To ensure the study examined the whole picture, the research team included an analysis of soil types and long-term weather conditions for each parcel using data from Environment and Climate Change Canada.
The Bottom Line: Project Findings and Benefits to the Industry
Using this wealth of information, UM researchers found that total potential stocking rates for all agricultural Crown graze lands in Manitoba were 1.8 times more then the existing stocking rates allowed for by the current provincial leasing program. One of the reasons for this is because higher than average carrying capacities were reported in ecoregions with larger proportions of semi-arid grasslands, which are better utilized by cattle than forage found in in shrub and forested regions.
This research suggests there is potential to increase the stocking rates of agricultural Crown lands, leading to higher liveweight gains produced per hectare while improving efficiency, productivity and sustainability of agricultural Crown grazing lands.
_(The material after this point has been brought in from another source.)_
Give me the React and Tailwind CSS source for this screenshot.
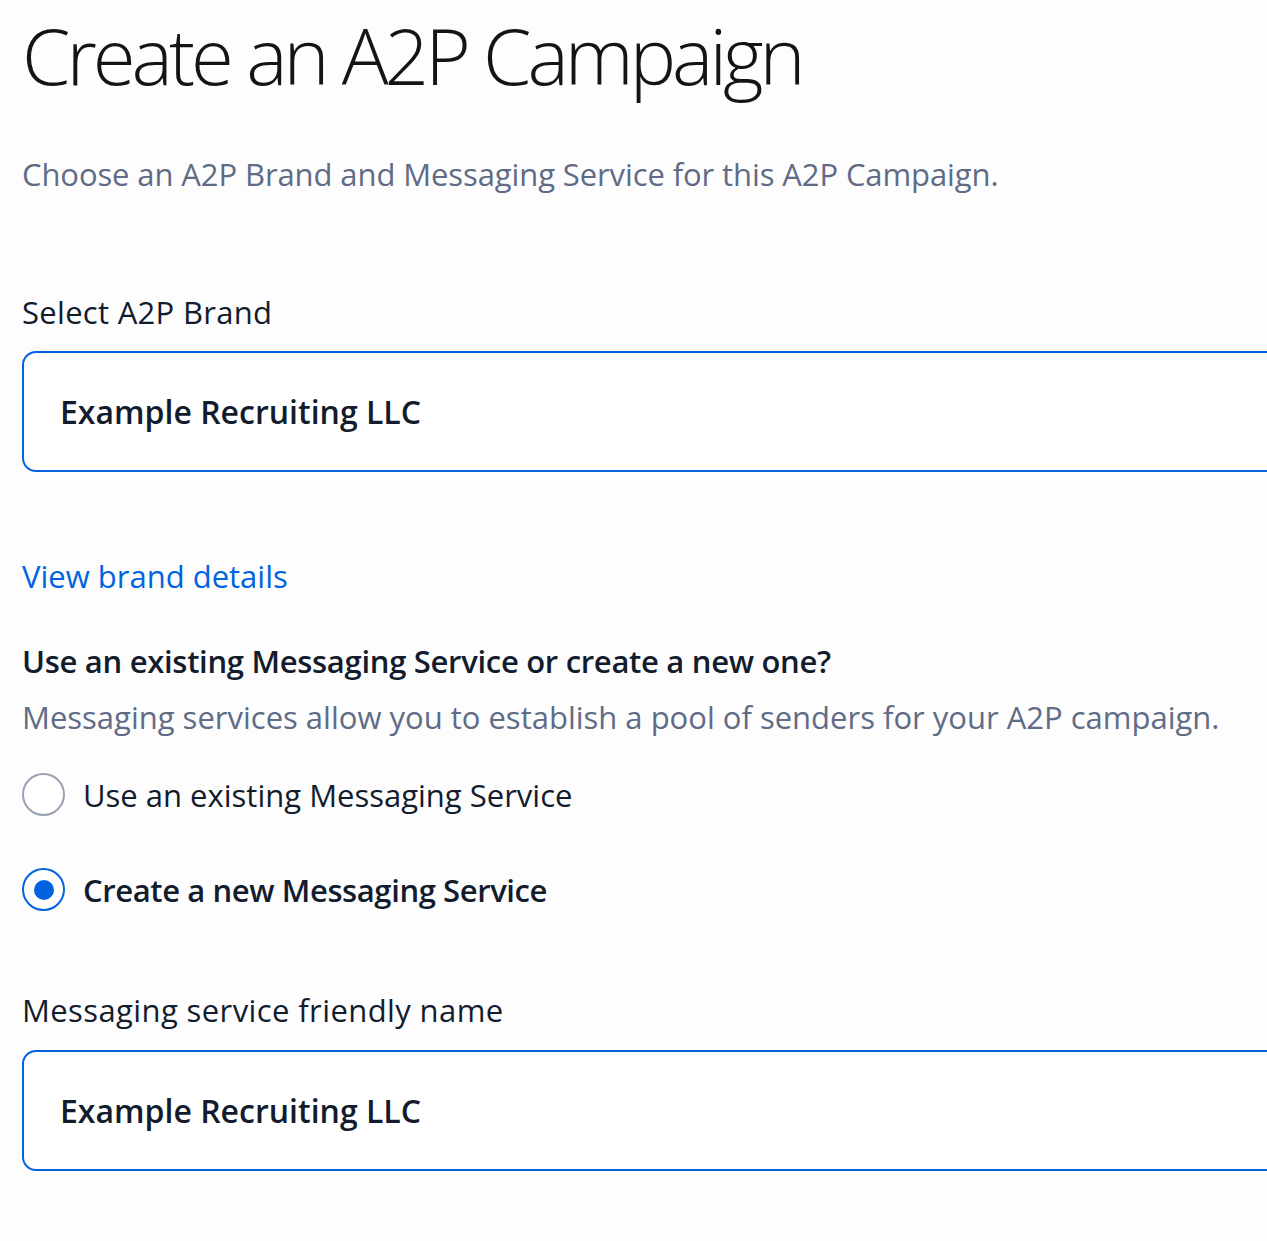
import React, { useState } from "react";

const font = { fontFamily: '"Open Sans", "Noto Sans", sans-serif' };

const Radio = ({ checked, label, onClick }) => (
	<button type="button" onClick={onClick} className="flex items-center gap-[18px] text-left">
		<span
			className={`flex h-[43px] w-[43px] shrink-0 items-center justify-center rounded-full border-2 bg-white ${
				checked ? "border-[#0263e0]" : "border-[#9aa1b3]"
			}`}>
			{checked && <span className="h-[20px] w-[20px] rounded-full bg-[#0263e0]" />}
		</span>
		<span
			className={`text-[31px] leading-[40px] text-[#121c2d] ${
				checked ? "font-semibold tracking-[-0.4px]" : ""
			}`}>
			{label}
		</span>
	</button>
);

const Field = ({ value }) => (
	<div className="flex h-[121px] w-[1320px] items-center rounded-[14px] border-2 border-[#0263e0] bg-white pl-[36px]">
		<span className="text-[32px] font-semibold text-[#121c2d]">{value}</span>
	</div>
);

export default function App() {
	const [mode, setMode] = useState("new");

	return (
		<div className="h-[1241px] w-full overflow-hidden bg-[#fdfdfe] pl-[22px]" style={font}>
			<h1 className="pt-[15px] text-[78px] leading-[80px] font-light tracking-[-4px] text-[#141414]">
				Create an A2P Campaign
			</h1>
			<p className="mt-[59px] text-[31px] leading-[40px] tracking-[-0.1px] text-[#606b85]">
				Choose an A2P Brand and Messaging Service for this A2P Campaign.
			</p>

			<div className="mt-[98px] text-[31px] leading-[40px] tracking-[0.3px] text-[#121c2d]">Select A2P Brand</div>
			<div className="mt-[19px]">
				<Field value="Example Recruiting LLC" />
			</div>

			<a href="#" className="mt-[84px] block text-[31px] leading-[40px] text-[#0263e0]">
				View brand details
			</a>

			<div className="mt-[45px] text-[31px] leading-[40px] font-semibold tracking-[-0.3px] text-[#121c2d]">
				Use an existing Messaging Service or create a new one?
			</div>
			<p className="mt-[16px] text-[31px] leading-[40px] text-[#606b85]">
				Messaging services allow you to establish a pool of senders for your A2P campaign.
			</p>

			<div className="mt-[36px] flex flex-col gap-[52px]">
				<Radio
					label="Use an existing Messaging Service"
					checked={mode === "existing"}
					onClick={() => setMode("existing")}
				/>
				<Radio
					label="Create a new Messaging Service"
					checked={mode === "new"}
					onClick={() => setMode("new")}
				/>
			</div>

			<div className="mt-[79px] text-[31px] leading-[40px] tracking-[0.4px] text-[#121c2d]">
				Messaging service friendly name
			</div>
			<div className="mt-[20px]">
				<Field value="Example Recruiting LLC" />
			</div>
		</div>
	);
}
Additionally, producing more protein using a smaller or similar sized geographical area and lowering the carbon footprint are important targets put forward by the Manitoba Protein Advantage strategy.
Interpreting the Findings
The study acknowledges that further refinements and validation of the results are needed through updated forage yield sampling data with a wider provincial coverage to reflect the rapidly changing climate. Updates on the sampling data should follow a standardized ground-truthing protocol with a refined vegetation classification system. Changes in carrying capacity should also take into consideration extreme weather events such as droughts and floods, challenging conditions experienced by producers in 2020 and 2021. These extreme conditions are not reflected in the analysis due to the use of baseline forage data without taking account extreme climate scenarios.
Through this study, the University of Manitoba research team is providing tools to ensure Manitoba is continuing to grow the livestock sector and continue to improve economic and environmental outcomes on farms and across the Manitoba beef industry.